2. Perusahaan Manufaktur
- Belanja Modal: Investasi Rp10 miliar untuk membeli mesin cetak baru dengan umur manfaat 10 tahun. Mesin ini diharapkan meningkatkan kapasitas produksi sebesar 30%.
- Belanja Barang: Pembelian pelumas mesin, bahan baku, dan suku cadang kecil yang habis pakai dalam proses produksi. Dibeli rutin setiap bulan dan langsung dibebankan ke biaya produksi.
3. Lembaga Pendidikan
- Belanja Modal: Pengadaan gedung laboratorium baru senilai Rp20 miliar, yang disusutkan selama 25 tahun.
- Belanja Barang: Pembelian kertas, tinta printer, dan biaya listrik untuk operasional laboratorium.
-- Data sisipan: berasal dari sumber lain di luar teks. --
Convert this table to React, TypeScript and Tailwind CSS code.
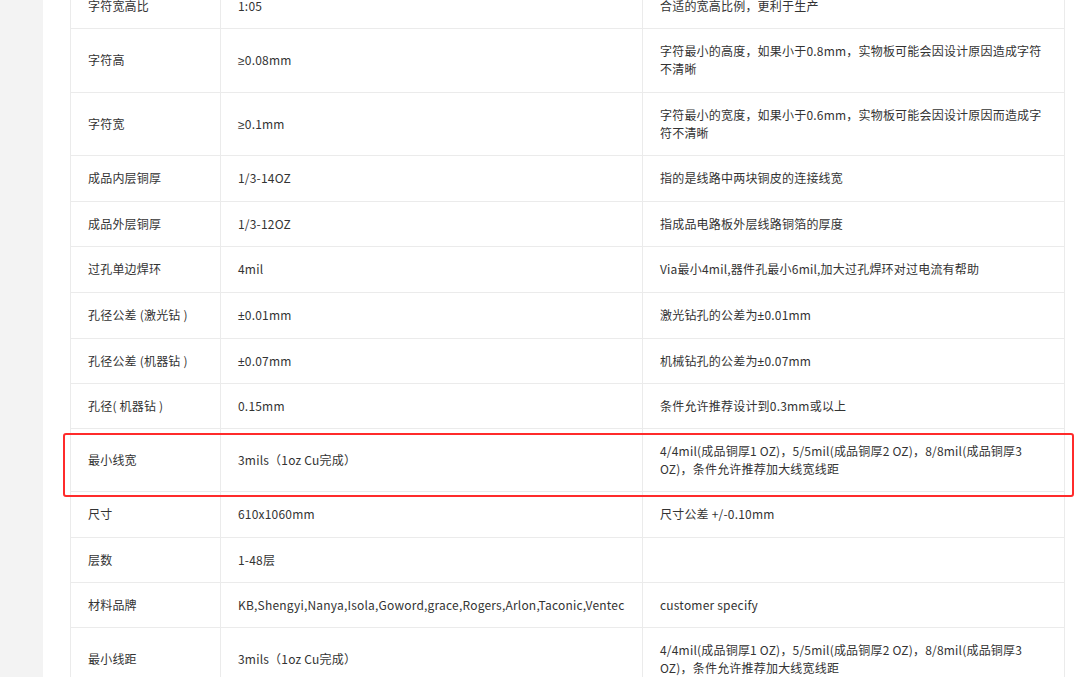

Dicatat sebagai beban setiap kali terjadi pengeluaran.
Kesimpulan
Belanja modal dan belanja barang adalah dua jenis pengeluaran yang fundamental dalam pengelolaan keuangan organisasi. Belanja modal berfokus pada investasi jangka panjang yang dikapitalisasi sebagai aset dan disusutkan selama umur ekonomis, sedangkan belanja barang bersifat konsumtif dan dicatat langsung sebagai beban periode berjalan. Perbedaan ini tidak hanya memengaruhi laporan keuangan-neraca dan laba-rugi-tetapi juga berdampak pada proses perencanaan, penganggaran, pengendalian, hingga kebijakan perpajakan.
Dengan pemahaman yang mendalam terhadap kedua jenis belanja ini, organisasi dapat merancang anggaran yang lebih efektif, memaksimalkan manfaat investasi, serta menjaga kesinambungan operasional. Kejelasan dalam membedakan belanja modal dan belanja barang juga memperkuat transparansi dan akuntabilitas, baik di mata pemangku kepentingan internal maupun eksternal. Oleh karena itu, sebelum melakukan alokasi dana, penting bagi setiap entitas untuk melakukan identifikasi karakteristik kebutuhan, menganalisis dampak jangka pendek dan panjang, serta menerapkan praktik akuntansi yang sesuai demi pencapaian tujuan strategis organisasi.